DATE: SATURDAY, February 20, 1993                   TAG: 9302200148
SECTION: BUSINESS                    PAGE: A-7   EDITION: METRO 
SOURCE: GEORGE KEGLEY STAFF WRITER
DATELINE:                                 LENGTH: Medium


COMPANY CLOSER TO MOVE

Connex Pipe Systems, a Marietta, Ohio, pipe fabricator, will close its Marietta and Pineville, N.C., plants and could move as many as 200 jobs to Roanoke because labor negotiations have failed, an Ohio union official said Friday.

Connex President Gilbert Gardner could not be reached Friday to confirm the union's report. However, Gardner said as recently as Tuesday that his company would consider moving.

Randy Ward, business manager for Plumbers and Pipefitters Local 168, representing more than 40 union members, said the company asked the union for a 30 percent pay cut. That would reduce wages from $17.47 to $12.71 an hour, he said. The lower figure is in the range of the best factory pay in the Roanoke Valley.

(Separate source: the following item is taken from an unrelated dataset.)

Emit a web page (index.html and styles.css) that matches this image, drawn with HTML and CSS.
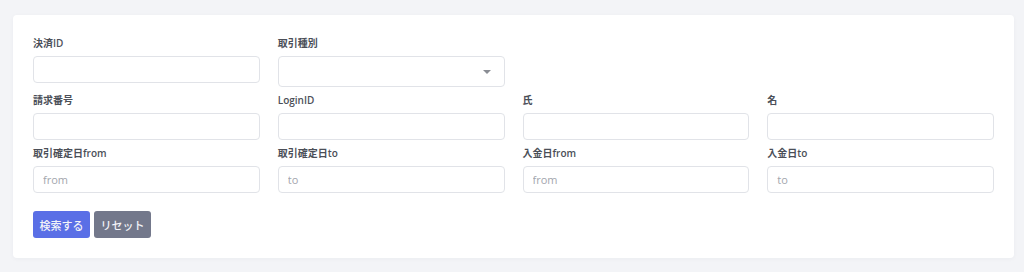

Ward said the company told him the Ohio plant would be closed in September. Connex fabricates pipe for power plants, including some in overseas markets.

The union official said he could not "in good conscience ask my men to accept" the pay concession. The union "gave them $4 an hour back in 1984 and we never got that back. We cannot continue to subsidize their operation," he said.

An unconfirmed report said Connex intends to open a nonunion plant if it moves.

Don Fitzgerald, business agent of the Plumbers Union in Roanoke, had no comment on the report Friday. Earlier, he said he had talked with Gardner.

On Tuesday, Gardner said his company has looked at sites in the Roanoke Valley and in Georgia. He did not identify the Roanoke-area site.

Ward blamed the negotiating failure on Whessoe Plc, Connex's British owner. He said he felt agreement on a contract renewal was near in a meeting on Feb. 4, but after executives from the British company came to Marietta he was told the company and the union were miles apart.

"The British are cold, ruthless and they hold no allegiance to Marietta or the union," Ward said.

Since Gardner has been talking of moving, local officials at Marietta have been trying to persuade the company to stay. Michael Mullen, community development director for Marietta, said he suggested that Connex move its Pineville, N.C., operation to Marietta if it is considering a move.

Trevor Hamilton, economic development director for Washington County, Ohio, said he offered his assistance to the company and "told them what was available through the state."

The approximately 70 office employees of Connex were told Friday of the company's closing, according to an unconfirmed Marietta source.

The Marietta (Ohio) Times contributed to this story.